Die Zeitbombe in Serbien tickt

Nach dem Mord an dem serbischen Regierungschef steuert das Land auf eine tiefe politische Krise zu. Ein Nachfolger für Zoran Djindjić ist derzeit noch nicht in Sicht. Zudem legt der Mord wieder einmal grundsätzliche Schwachstellen des Systems offen

aus Belgrad ANDREJ IVANJI

Zoran Djindić sei die „Hälfte“ der Demokratischen Partei (DS) und der „treibende Motor“ der Reformen in Serbien gewesen, sagte sein Freund und Stellvertreter in der Partei, Zoran Zivković, bestürzt. Schon bald könnten sich seine Worte als bittere Wahrheit erweisen: Serbien steuert auf eine tiefe politische Krise zu. Die enthauptete Regierung hat nur eine knappe Mehrheit im Parlament, die Regierungschef Djindjić dank seiner Autorität und je nach Bedarf die Koalitionspartner wechselnd immer wieder behaupten konnte.

Wer immer Djindjić’ Nachfolger sein wird – er hat nur geringe Chancen, die Mehrheit für die Reformregierung zu sichern. Eine Integrationsfigur in der aus siebzehn Parteien bestehenden Koalition DOS zeichnet sich nicht ab. Vorgezogene Parlamentswahlen werden immer realistischer. Laut Umfragen würden die um die „Demokratische Partei Serbiens“ (DSS) und Vojislav Koštunica versammelten rechts-konservativen, nationalistischen Kräfte glatt gewinnen.

Analytiker meinen, dass die DSS weder in der Lage wäre, mit dem organisierten Verbrechen abzurechnen, noch den Willen hätte, die vom UN-Tribunal in Den Haag wegen Kriegsverbrechen angeklagten serbisch-montenegrinischen Staatsbürger festzunehmen und auszuliefern.

Nach dem tödlichen Anschlag auf Djindjić kommen alle Schwächen Serbiens zum Vorschein: Das Land hat weder eine Verfassung noch einen Präsidenten. Der Status des Kosovo und der Vojvodina sind nicht geregelt. Im Süden Serbiens sind albanische Extremisten wieder aktiv. Die Reformen in Polizei und Justiz stagnieren, die zivile Kontrolle der Streitkräfte ist fragwürdig.
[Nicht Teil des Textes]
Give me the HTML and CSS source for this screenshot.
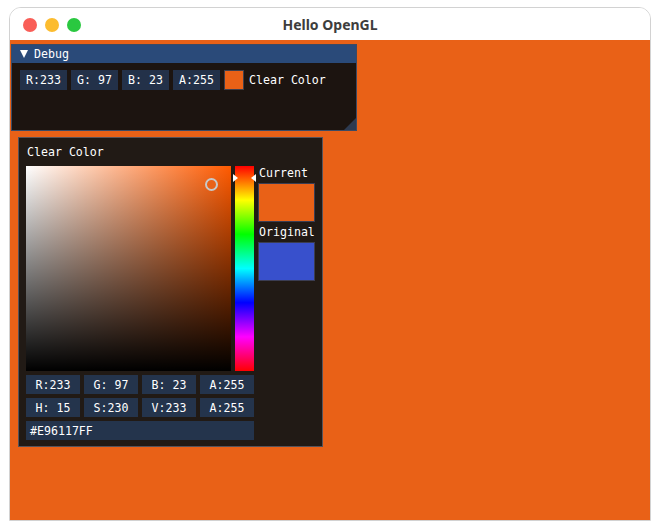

Hinzu kommt eine enorm hohe Arbeitslosigkeit, die soziale Unruhen auslösen könnte.

Ein Land in dem der Ausnahmezustand verhängt worden, in dem der Garant der prowestlichen Reformpolitik umgebracht worden ist, wird für lange Zeit ausländische Investoren abschrecken. Die unter dem Druck der Europäischen Union knapp vor einem Monat gegründete brüchige Staatengemeinschaft „Serbien und Montenegro“ steht ebenfalls auf dem Spiel. Die Institutionen des gemeinsamen Staates sind immer noch nicht aufgebaut worden.

Montenegro wird sich hüten sich von dem krisengeschüttelten Serbien in den Abgrund ziehen zu lasen. Die montenegrische Staatsführung strebt ohnehin die Unabhängigkeit an.

In Serbien tickt eine Zeitbombe, die jedes dieser Probleme zur Explosion bringen könnte. Man spricht davon, das organisierte Verbrechen habe dem Staat „den Krieg erklärt“. So ist die Priorität der Regierung , die Mörder und Auftraggeber von Djindjić ausfindig zu machen und festzunehmen. Nur so kann sie das Vertrauen der Bürger in den Staat zurückgewinnen. Bisher hat die Polizei zwar über fünfzig verdächtige Personen festgenommen, doch die mutmaßlichen Täter, angeführt von Milorad Luković, genannt „Legija“, sind verschwunden. Und was die Auftraggeber angeht, tappt das Innenministerium im Dunkeln.